- _TASK DETAILS_
Give only the number of lines in the records that include the string "recreates".

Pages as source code
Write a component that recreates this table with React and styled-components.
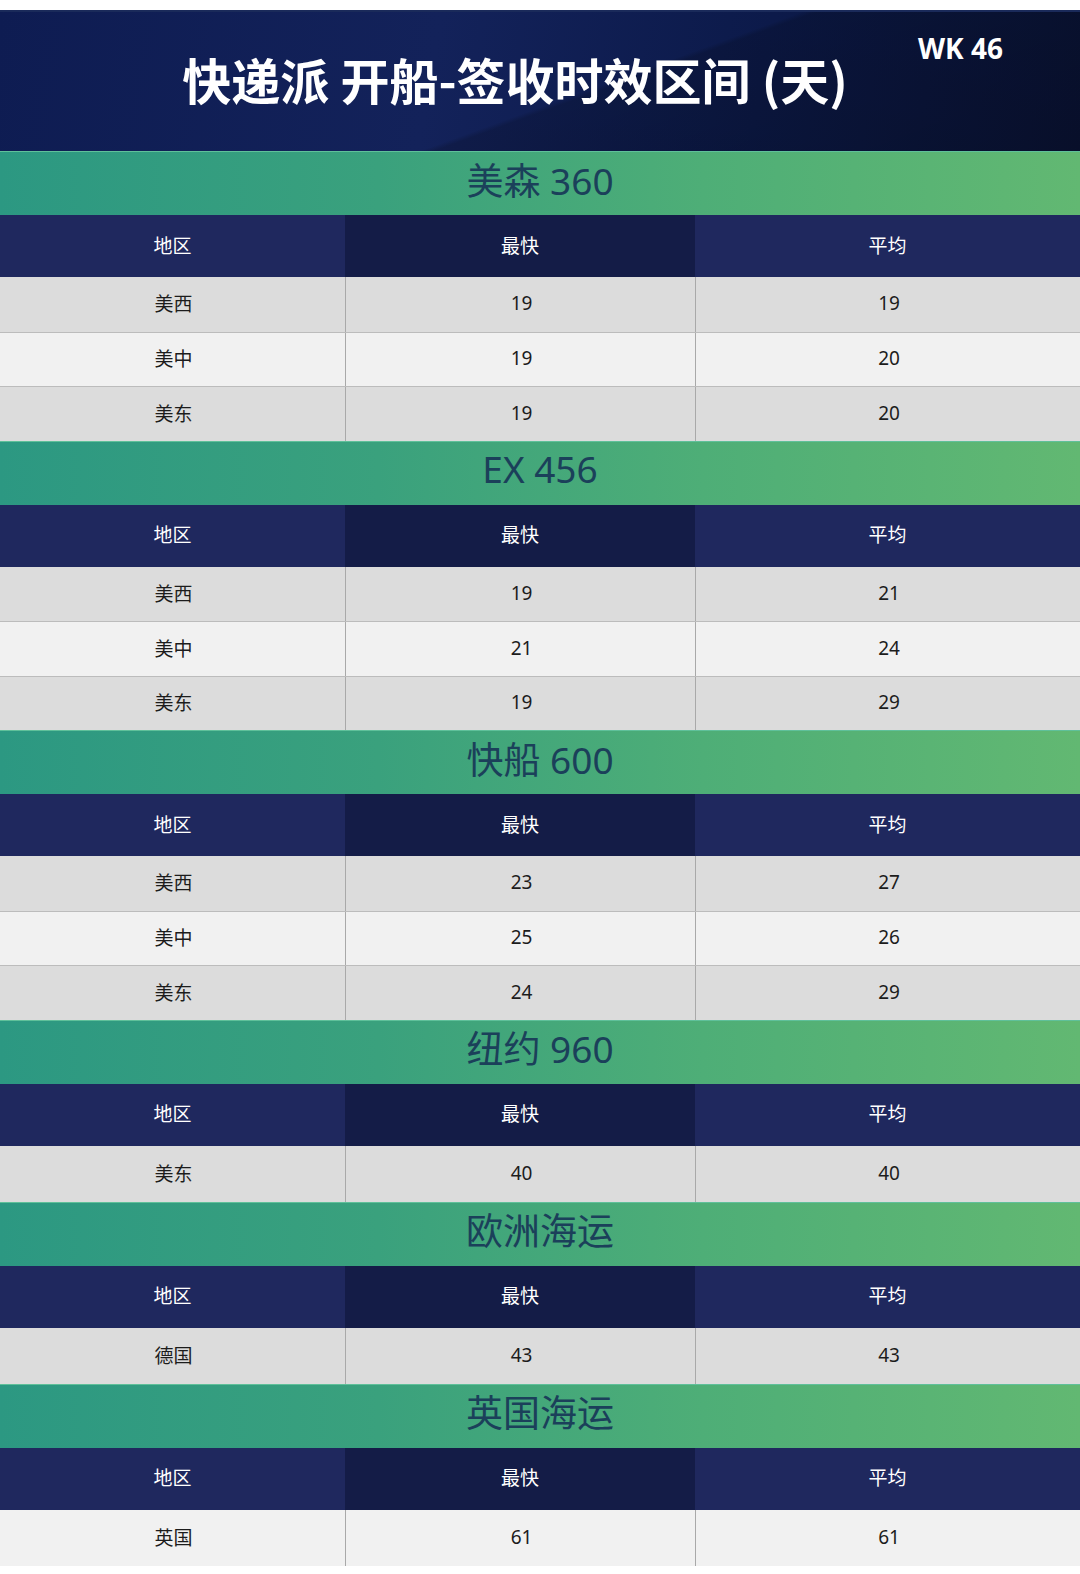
import styled, { createGlobalStyle } from "styled-components";

const GlobalStyle = createGlobalStyle`
  html, body {
    margin: 0;
    padding: 0;
    background: #ffffff;
  }
  body {
    font-family: "Noto Sans", "Noto Sans CJK SC", sans-serif;
  }
`;

const sections = [
  { name: "美森 360", rows: [["美西", 19, 19], ["美中", 19, 20], ["美东", 19, 20]] },
  { name: "EX 456", rows: [["美西", 19, 21], ["美中", 21, 24], ["美东", 19, 29]] },
  { name: "快船 600", rows: [["美西", 23, 27], ["美中", 25, 26], ["美东", 24, 29]] },
  { name: "纽约 960", rows: [["美东", 40, 40]] },
  { name: "欧洲海运", rows: [["德国", 43, 43]] },
  { name: "英国海运", rows: [["英国", 61, 61]], light: true },
];

const App = () => {
  return (
    <Page>
      <GlobalStyle />
      <Banner>
        <Title>快递派 开船-签收时效区间 (天)</Title>
        <Week>WK 46</Week>
      </Banner>
      {sections.map((s) => (
        <section key={s.name}>
          <Band>{s.name}</Band>
          <HeadRow>
            <HeadCell>地区</HeadCell>
            <HeadCell $dark>最快</HeadCell>
            <HeadCell>平均</HeadCell>
          </HeadRow>
          {s.rows.map((r, i) => (
            <DataRow
              key={r[0]}
              $light={s.light ? true : i % 2 === 1}
              $ruled={i > 0}
              $tall={s.rows.length === 1}
            >
              <Cell>{r[0]}</Cell>
              <Cell>{r[1]}</Cell>
              <Cell>{r[2]}</Cell>
            </DataRow>
          ))}
        </section>
      ))}
    </Page>
  );
};

const Page = styled.main`
  width: 1080px;
  padding-top: 10px;
  padding-bottom: 9px;
  background: #ffffff;
`;

const Banner = styled.header`
  position: relative;
  height: 141px;
  display: flex;
  align-items: center;
  justify-content: center;
  background:
    linear-gradient(160deg, rgba(255,255,255,0) 0%, rgba(255,255,255,0) 55%, rgba(0,0,0,0.18) 56%, rgba(0,0,0,0.25) 100%),
    linear-gradient(100deg, #0e1c52 0%, #13225a 40%, #0c1a4a 70%, #0a1438 100%);
  box-shadow: inset 0 2px 0 #1a2a5a;
`;

const Title = styled.h1`
  margin: 0 0 4px -50px;
  font-family: "Noto Sans CJK SC", "Noto Sans", sans-serif;
  font-size: 49px;
  font-weight: 700;
  color: #ffffff;
  letter-spacing: 0;
`;

const Week = styled.div`
  position: absolute;
  top: 19px;
  right: 77px;
  font-family: "Open Sans", "Noto Sans", sans-serif;
  font-size: 28px;
  font-weight: 700;
  color: #ffffff;
`;

const Band = styled.h2`
  margin: 0;
  height: 64px;
  padding-bottom: 10px;
  display: flex;
  align-items: center;
  justify-content: center;
  background: linear-gradient(90deg, #2c9882 0%, #3aa17d 35%, #4eae77 65%, #62b872 100%);
  border-top: 1px solid #5fc09a;
  box-sizing: border-box;
  font-family: "Noto Sans", "Noto Sans CJK SC", sans-serif;
  font-size: 37px;
  font-weight: 400;
  color: #1b405a;
`;

const Grid = styled.div`
  display: grid;
  grid-template-columns: 345px 350px 385px;
`;

const HeadRow = styled(Grid)`
  height: 62px;
`;

const HeadCell = styled.div`
  display: flex;
  align-items: center;
  justify-content: center;
  padding-bottom: 4px;
  background: ${(p) => (p.$dark ? "#141c47" : "#1f285e")};
  font-family: "Noto Sans CJK SC", "Noto Sans", sans-serif;
  font-size: 19px;
  color: #ffffff;
`;

const DataRow = styled(Grid)`
  height: ${(p) => (p.$tall ? "56px" : "54.5px")};
  box-sizing: border-box;
  background: ${(p) => (p.$light ? "#f1f1f1" : "#dcdcdc")};
  border-top: ${(p) => (p.$ruled ? "1px solid #bcbcbc" : "none")};
`;

const Cell = styled.div`
  display: flex;
  align-items: center;
  justify-content: center;
  padding-left: 2px;
  padding-bottom: 2px;
  font-family: "Noto Sans", "Noto Sans CJK SC", sans-serif;
  font-size: 19px;
  color: #1c1c1c;
  & + & {
    border-left: 1px solid #a9a9a9;
  }
`;

export default App;
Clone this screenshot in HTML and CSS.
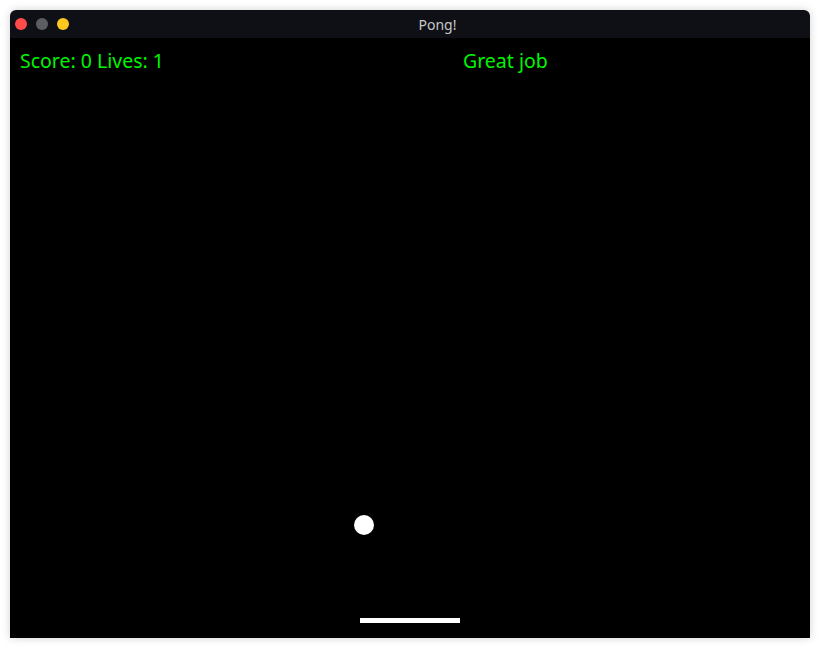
FILE: index.html
```html
<!DOCTYPE html>
<html>
<head>
<meta charset="utf-8">
<link rel="stylesheet" href="styles.css">
</head>
<body>
<div class="window">
  <div class="titlebar">
    <div class="lights">
      <span class="light red"></span>
      <span class="light gray"></span>
      <span class="light yellow"></span>
    </div>
    <div class="title">Pong!</div>
  </div>
  <div class="canvas">
    <div class="hud">
      <span class="score">Score: 0 Lives: 1</span>
      <span class="msg">Great job</span>
    </div>
    <div class="ball"></div>
    <div class="paddle"></div>
  </div>
</div>
</body>
</html>
```
FILE: styles.css
```css
html, body {
  margin: 0;
  padding: 0;
  background: #ffffff;
}
body {
  padding: 10px;
  width: 800px;
}
.window {
  width: 800px;
  border-radius: 6px 6px 0 0;
  overflow: hidden;
  box-shadow: 0 0 8px rgba(0,0,0,0.18);
}
.titlebar {
  height: 28px;
  background: #0f1015;
  display: flex;
  align-items: center;
}
.lights {
  display: flex;
  gap: 9px;
  padding-left: 5px;
}
.light {
  width: 12px;
  height: 12px;
  border-radius: 50%;
  display: block;
}
.red { background: #ff4b4b; }
.gray { background: #5c5c63; }
.yellow { background: #fdc91f; }
.title {
  flex: 1;
  text-align: center;
  margin-left: -4px;
  font-family: "Noto Sans", sans-serif;
  font-size: 14px;
  color: #c8c8c8;
}
.canvas {
  position: relative;
  height: 600px;
  background: #000;
}
.hud {
  display: grid;
  grid-template-columns: 443px auto;
  padding: 10px 0 0 10px;
  font-family: "Noto Sans", sans-serif;
  font-size: 19.5px;
  line-height: 26px;
  color: #00f500;
}
.ball {
  position: absolute;
  left: 344px;
  top: 477px;
  width: 20px;
  height: 20px;
  border-radius: 50%;
  background: #fff;
}
.paddle {
  position: absolute;
  left: 350px;
  top: 580px;
  width: 100px;
  height: 5px;
  background: #fff;
}
```
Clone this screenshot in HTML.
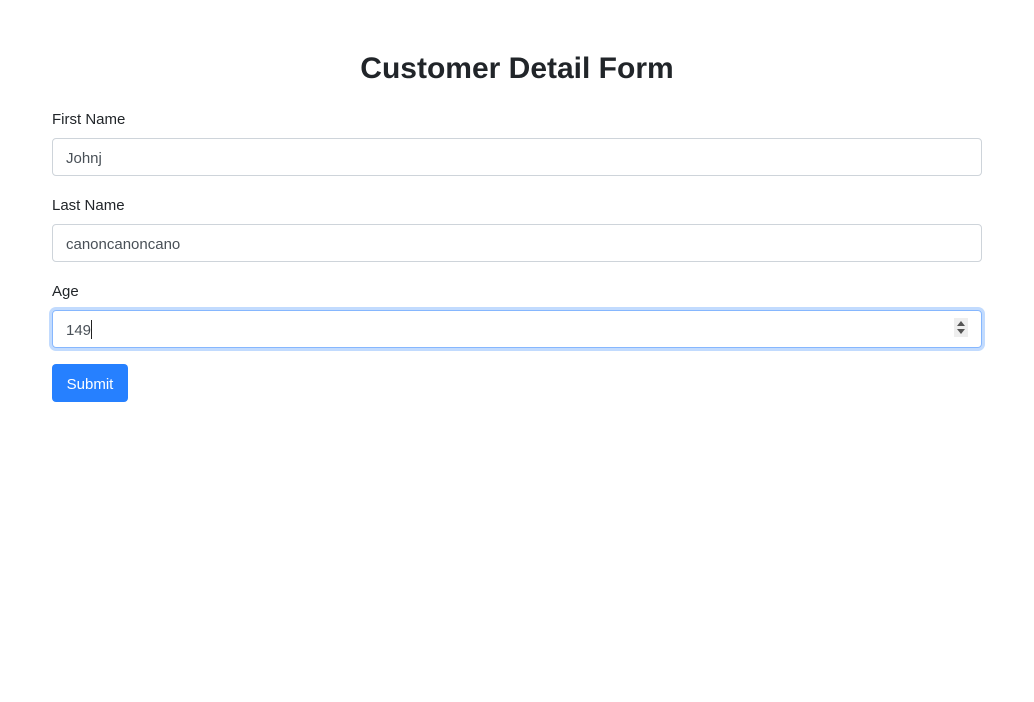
<!DOCTYPE html>
<html><head><meta charset="utf-8"><style>
*{box-sizing:border-box;margin:0;padding:0}
body{width:1034px;height:702px;background:#fff;font-family:"Liberation Sans",sans-serif;color:#212529;font-size:15px;position:relative}
h1{position:absolute;top:52px;left:0;width:1034px;text-align:center;font-size:30px;font-weight:bold;color:#212529}
.l{position:absolute;left:52px;font-size:15px}
.i{position:absolute;left:52px;width:930px;height:38px;border:1px solid #ced4da;border-radius:4px;padding-left:13px;padding-top:2px;line-height:36px;font-size:15px;color:#495057}
.f{border-color:#86b7fe;box-shadow:0 0 0 3px rgba(13,110,253,.25)}
.cur{display:inline-block;width:1px;height:19px;background:#222;vertical-align:middle;margin-top:-3px}
.sp{position:absolute;right:13px;top:9px;width:14px;height:19px;background:#eee}
.sp:before{content:"";position:absolute;left:3px;top:3px;border-left:4px solid transparent;border-right:4px solid transparent;border-bottom:5px solid #555}
.sp:after{content:"";position:absolute;left:3px;top:11px;border-left:4px solid transparent;border-right:4px solid transparent;border-top:5px solid #555}
.b{position:absolute;left:52px;top:364px;width:76px;height:38px;background:#2680ff;color:#fff;border-radius:4px;text-align:center;line-height:41px;font-size:15px}
</style></head><body>
<h1>Customer Detail Form</h1>
<div class="l" style="top:111px">First Name</div>
<div class="i" style="top:138px">Johnj</div>
<div class="l" style="top:197px">Last Name</div>
<div class="i" style="top:224px">canoncanoncano</div>
<div class="l" style="top:283px">Age</div>
<div class="i f" style="top:310px">149<span class="cur"></span><div class="sp" style="top:7px"></div></div>
<div class="b">Submit</div>
</body></html>
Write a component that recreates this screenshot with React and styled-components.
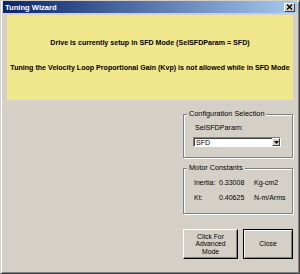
import React from 'react'
import styled, { createGlobalStyle } from 'styled-components'

const GlobalStyle = createGlobalStyle`
  html, body {
    margin: 0;
    padding: 0;
    background: #d4d0c8;
  }
  body {
    font-family: "Liberation Sans", Arial, sans-serif;
  }
`

const Window = styled.div`
  width: 300px;
  height: 274px;
  box-sizing: border-box;
  background: #d4d0c8;
  border-top: 1px solid #d4d0c8;
  border-left: 1px solid #d4d0c8;
  border-bottom: 1px solid #404040;
  border-right: 1px solid #404040;
  box-shadow: inset 1px 1px #fff, inset -1px -1px #808080;
  padding: 0 1px 1px 1px;
  display: flex;
  flex-direction: column;
`

const TitleBar = styled.div`
  height: 12px;
  margin: 0 1px;
  display: flex;
  align-items: center;
  justify-content: space-between;
  padding: 0 2px 0 2px;
  background: linear-gradient(to right, #0a246a, #a6caf0);
  color: #fff;
  font-weight: bold;
  font-size: 7.6px;
`

const CloseBox = styled.div`
  width: 11px;
  height: 9px;
  box-sizing: border-box;
  background: #d4d0c8;
  border-top: 1px solid #fff;
  border-left: 1px solid #fff;
  border-right: 1px solid #404040;
  border-bottom: 1px solid #404040;
  display: flex;
  align-items: center;
  justify-content: center;
`

const Body = styled.div`
  flex: 1;
  display: flex;
  flex-direction: column;
  padding: 2px 5px 0 5px;
`

const Banner = styled.div`
  height: 85px;
  background: #f0e68c;
  display: flex;
  flex-direction: column;
  align-items: center;
  padding-top: 24px;
  box-sizing: border-box;
  gap: 16px;
  font-weight: bold;
  font-size: 7.1px;
  line-height: 9px;
  color: #000;
  white-space: nowrap;
`

const Lower = styled.div`
  display: flex;
  justify-content: flex-end;
  padding-top: 10px;
`

const SideColumn = styled.div`
  width: 110px;
  display: flex;
  flex-direction: column;
`

const Group = styled.fieldset`
  margin: 0 0 ${(p) => p.$gap || 0}px 0;
  padding: 0 0 0 3px;
  height: ${(p) => p.$height}px;
  box-sizing: border-box;
  border: 1px solid #808080;
  box-shadow: inset 1px 1px #fff, 1px 1px #fff;
  font-size: 7px;
  color: #000;
`

const Legend = styled.legend`
  padding: 0 2px;
  margin: 0;
  font-size: 7.3px;
  line-height: 8px;
  background: #d4d0c8;
`

const FieldLabel = styled.div`
  margin: 6px 0 0 8px;
  font-size: 7.2px;
  line-height: 8px;
`

const Select = styled.div`
  margin: 5px 0 0 6px;
  width: 88px;
  height: 10px;
  box-sizing: border-box;
  background: #fff;
  border-top: 1px solid #808080;
  border-left: 1px solid #808080;
  border-right: 1px solid #fff;
  border-bottom: 1px solid #fff;
  box-shadow: inset 1px 1px #404040;
  display: flex;
  align-items: center;
  justify-content: space-between;
  padding-left: 2px;
  font-size: 7px;
`

const ArrowBtn = styled.div`
  width: 8px;
  height: 8px;
  box-sizing: border-box;
  background: #d4d0c8;
  border-top: 1px solid #fff;
  border-left: 1px solid #fff;
  border-right: 1px solid #404040;
  border-bottom: 1px solid #404040;
  display: flex;
  align-items: center;
  justify-content: center;
`

const ConstGrid = styled.div`
  display: grid;
  grid-template-columns: 25px 35px auto;
  row-gap: 7px;
  margin: 7px 0 0 7px;
  line-height: 8px;
`

const ButtonRow = styled.div`
  display: flex;
  gap: 5px;
`

const Button = styled.button`
  width: ${(p) => p.$width}px;
  height: 30px;
  box-sizing: border-box;
  padding: 0;
  background: #d4d0c8;
  font-family: "Liberation Sans", Arial, sans-serif;
  font-size: 6.8px;
  line-height: 7.5px;
  color: #000;
  border: 1px solid ${(p) => (p.$default ? '#000' : '#fff')};
  border-right-color: #000;
  border-bottom-color: #000;
  box-shadow: ${(p) =>
    p.$default
      ? 'inset 1px 1px #fff, inset -1px -1px #808080'
      : 'inset -1px -1px #808080'};
`

export default function App() {
  return (
    <>
      <GlobalStyle />
      <Window>
        <TitleBar>
          <span>Tuning Wizard</span>
          <CloseBox>
            <svg width="7" height="6" viewBox="0 0 7 6">
              <path d="M1 0.5 L6 5.5 M6 0.5 L1 5.5" stroke="#000" strokeWidth="1.4" />
            </svg>
          </CloseBox>
        </TitleBar>
        <Body>
          <Banner>
            <div>Drive is currently setup in SFD Mode (SelSFDParam = SFD)</div>
            <div>Tuning the Velocity Loop Proportional Gain (Kvp) is not allowed while in SFD Mode</div>
          </Banner>
          <Lower>
            <SideColumn>
              <Group $height={48} $gap={6}>
                <Legend>Configuration Selection</Legend>
                <FieldLabel>SelSFDParam:</FieldLabel>
                <Select>
                  <span>SFD</span>
                  <ArrowBtn>
                    <svg width="5" height="3" viewBox="0 0 5 3">
                      <path d="M0 0 H5 L2.5 3 Z" fill="#000" />
                    </svg>
                  </ArrowBtn>
                </Select>
              </Group>
              <Group $height={50} $gap={15}>
                <Legend>Motor Constants</Legend>
                <ConstGrid>
                  <span>Inertia:</span>
                  <span>0.33008</span>
                  <span>Kg-cm2</span>
                  <span>Kt:</span>
                  <span>0.40625</span>
                  <span>N-m/Arms</span>
                </ConstGrid>
              </Group>
              <ButtonRow>
                <Button $width={55}>
                  Click For
                  <br />
                  Advanced
                  <br />
                  Mode
                </Button>
                <Button $width={50} $default>
                  Close
                </Button>
              </ButtonRow>
            </SideColumn>
          </Lower>
        </Body>
      </Window>
    </>
  )
}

- _OUTPUT BELOW_
2